Bala's reading of the motives of the SNC-campaigners is very significant: "The agenda of those demanding the break-up of Nigeria or, the institutionalisation of ethnicity in Nigerian politics through a sovereign national conference of ethnic nationalities is promoting the throwing out of public accountability and the rule of law and therefore of democracy. Democracy will be replaced with tribalist, racist, and religiously bigoted, dictatorship, which shall corner public resources with impunity, under convenient cover of parochial politics, constitutions and laws". And those accused include the overwhelming majority of leftists, socialists, progressives and heroes and heroines of militant nationalism, especially in the South-West and South-South geopolitical zones of the country. I do not know if this worries Bala. It worries me, my position on the matter notwithstanding.
President Olusegun Obasanjo has now set up a National Political Reform Conference, otherwise known as the National Dialogue. After rejecting the very notion of a national conference, sovereign or not, for almost six years, the president suddenly bought the idea. The conference will not be a sovereign national conference in the form it was proposed in the early 1990s; nor will it be a sovereign national conference as is now being canvassed; nor will it be a national conference of ethnic nationalities. Given the balance of forces in the country and the hegemony of conservative, capitalist and pro-globalisation forces, supported by the leaders of the "international community", "the dialogue" will take place and dominate the print media and airwaves.
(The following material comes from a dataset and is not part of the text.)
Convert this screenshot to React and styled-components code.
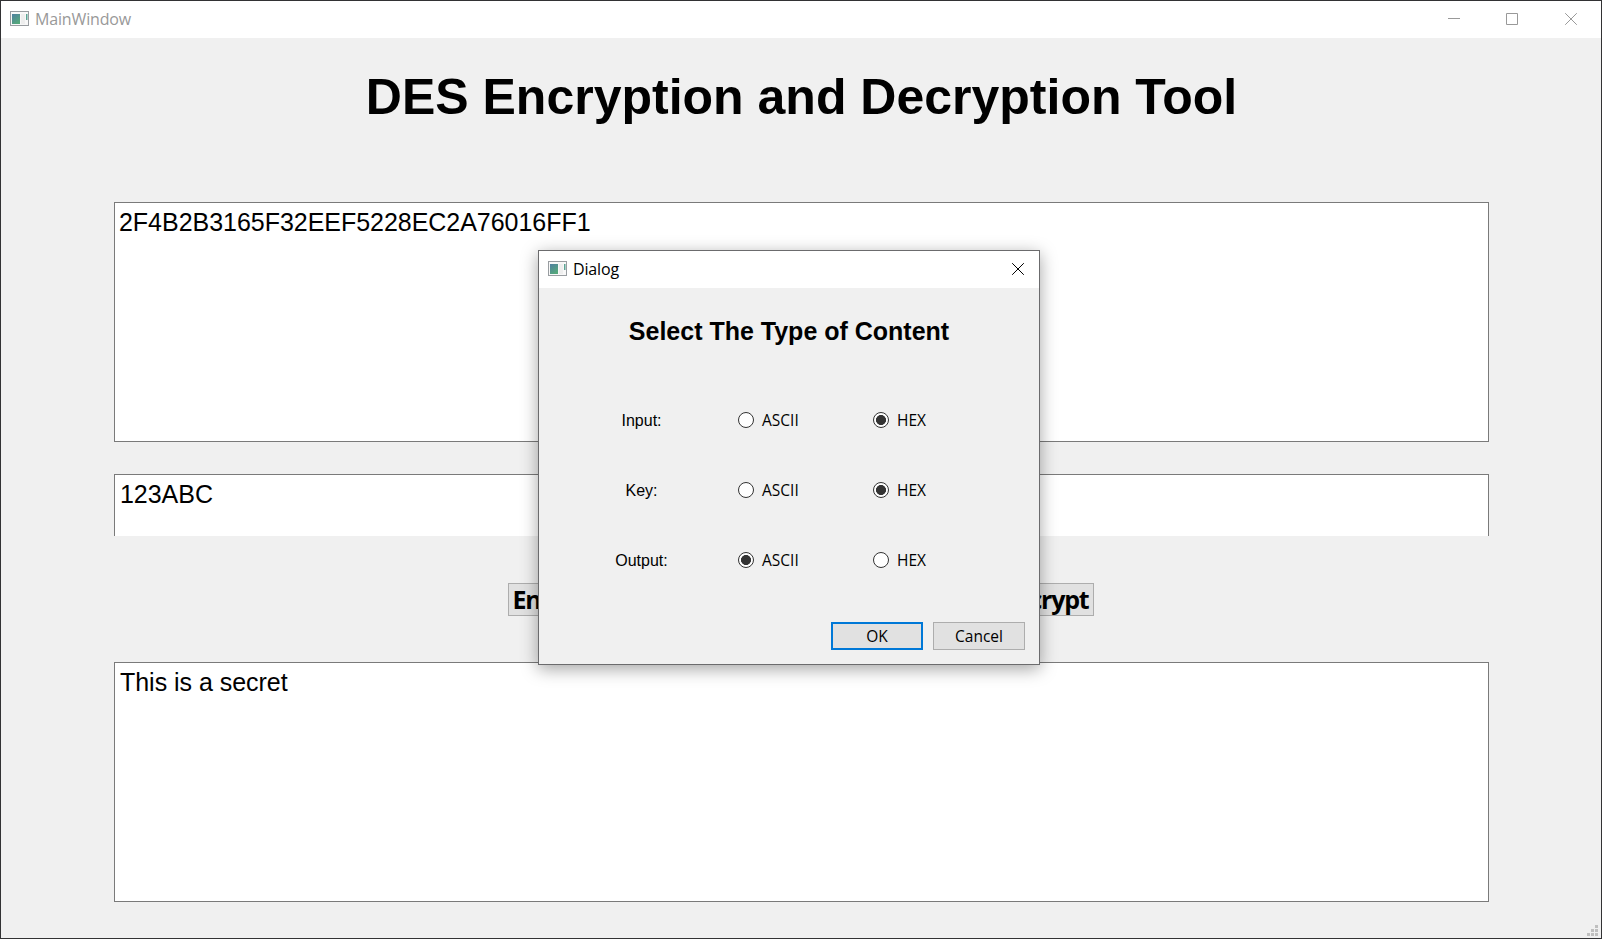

Several groups have threatened either to organise a parallel conference, or to continue to oppose Obasanjo's conference. My proposition is that leftists and socialists should organise parallel conferences while trying to influence genuine democrats and nationalists that may, for whatever reasons, find themselves in the official conference. The model is the NGO Forum at UN-sponsored international conferences. Again, dialectics.